Other than that, I have made Pelan Tapi Pasti by White Shoes and the Couples Company to be one of my feel good songs too. The voice, the feel, the tune, the lyrics all encourages you to just take things slow, do things right, and enjoy what you have. Its a really good song to sing and close your eyes to dance to.

Laju melaju
Menembak angin di jalan raya
Riuh meriuh
Kamu janganlah terpengaruh
Tahan emosi
Meluncur pelan tapi pasti


And many of Zee Avi songs just makes me feel good on the inside. A truly amazing voice. I suppose many songs come and go and it fits right into your current mood. But there are just those that stays and swipes you back to once upon the days where you first felt what you felt to the song.
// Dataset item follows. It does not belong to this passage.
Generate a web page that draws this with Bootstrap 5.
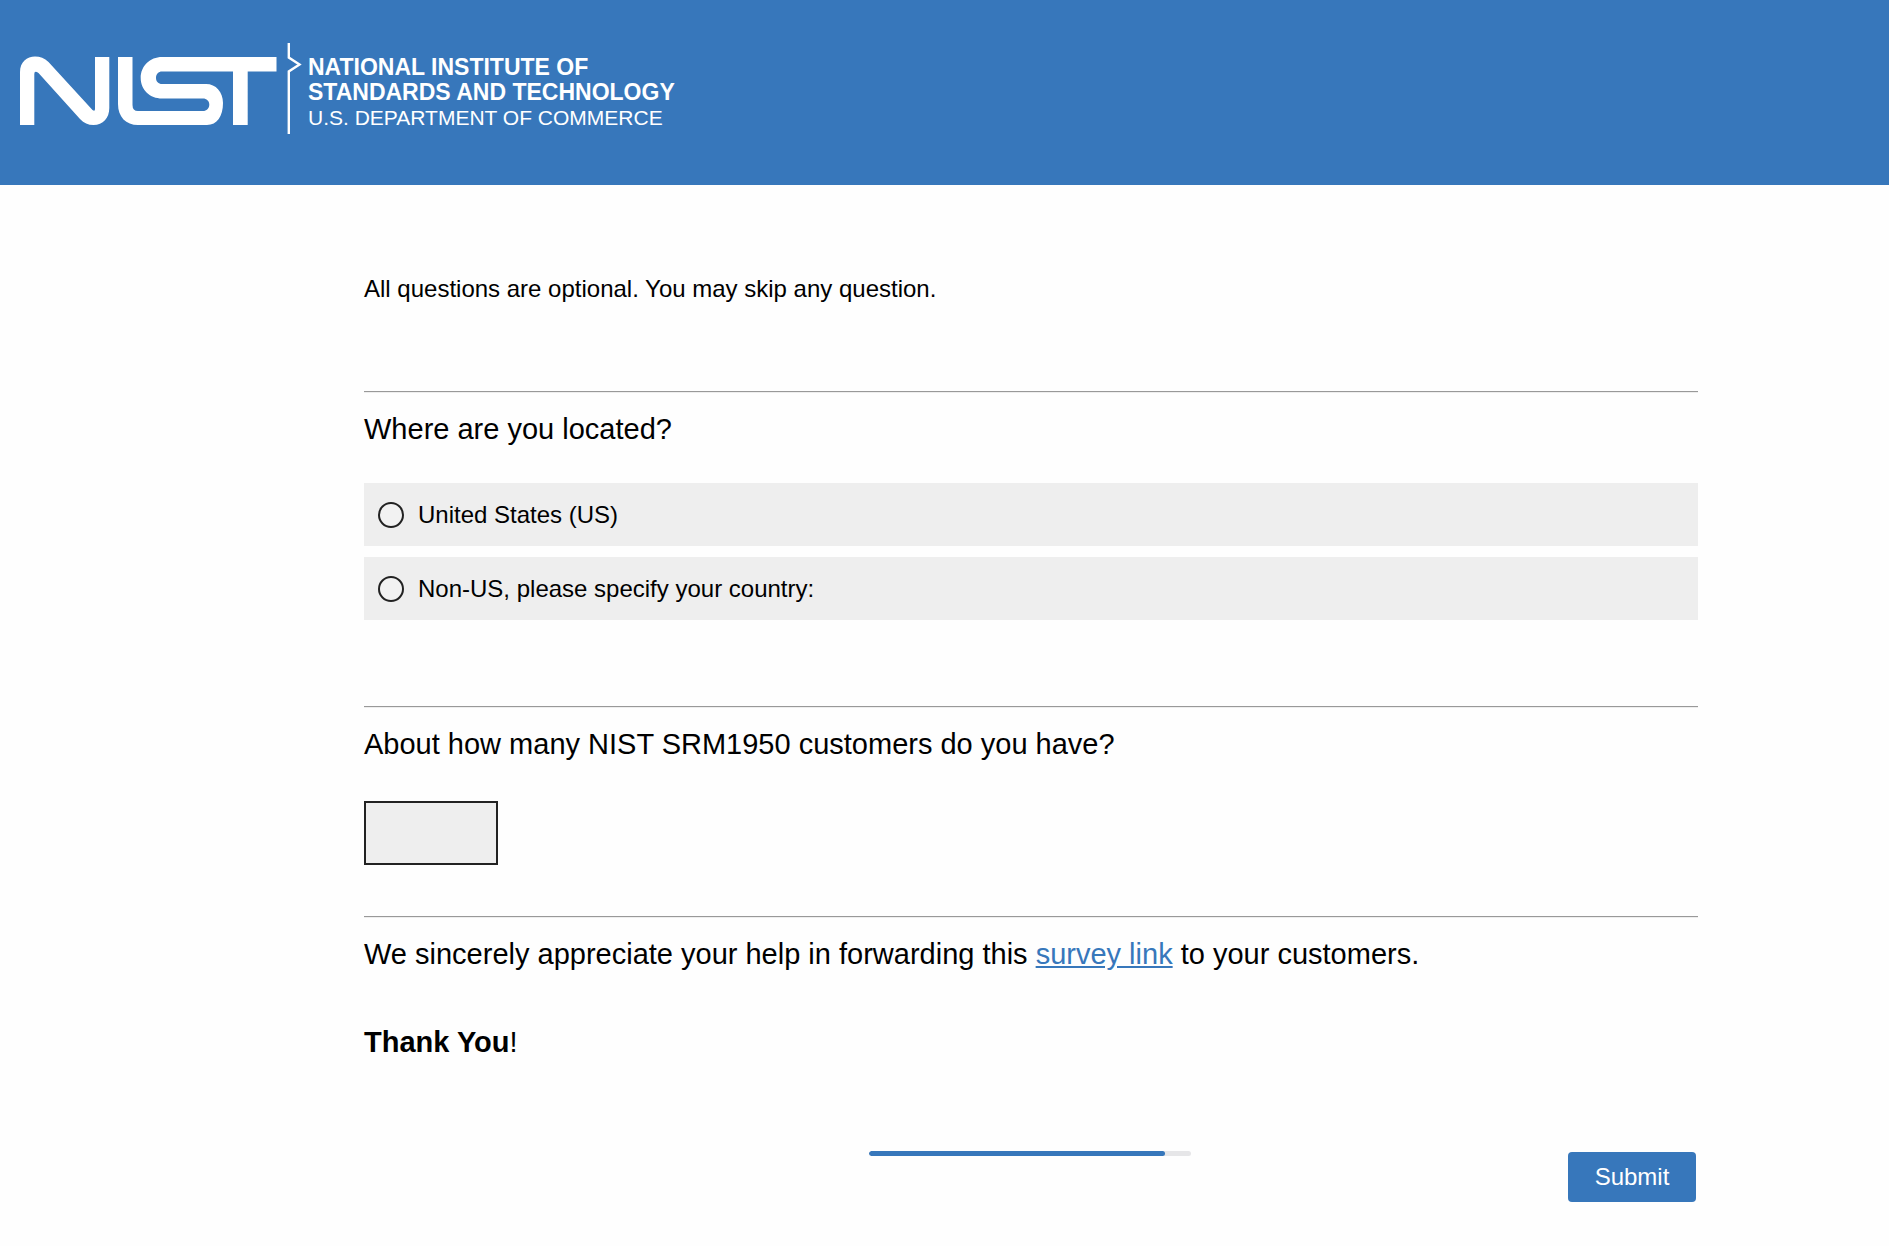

Some may be good memories, others may not be as kind, but its those songs that reminds you of who you are and where you have been. I hope to have more songs to associate with.

I can't wait for my wedding song though :) Whatever it may be.

- Darling it ain't easy, for me to say goodbye, but I just hope that we have better lives :)

from the mind to the fingers of Farisa Roslan | 3:49 pm

3 Comments:

Blogger JayteaAbdul said...

i was super amazed with those words come from u.. glad to meet u here in bloogy :)

and yeah, music is heartbeats!

greets from malaysia,
jaytea abdul

6:03 pm, May 04, 2010  
Blogger Nadzirah said...

i love this post, farisa. wonderful use of framing but most of all, it was a post of time travel.

i love time travelling.i love u.

gg.

12:34 am, May 05, 2010  
Blogger Ace said...

Songs are always important. I never listen to lyrics, except the one time when an ex gave me a whole group of songs post-breakup and told me they were songs that reminded me of us.

He must have picked them well, because the lyrics were spot on, and like a masochist after the break up I listened to them over and over again.

I wrote it in the same way you did, right here: http://acekrusher.blogspot.com/2005/08/killing-me-softly-with-his-song.html

They were healing songs, and I think music is powerful like that.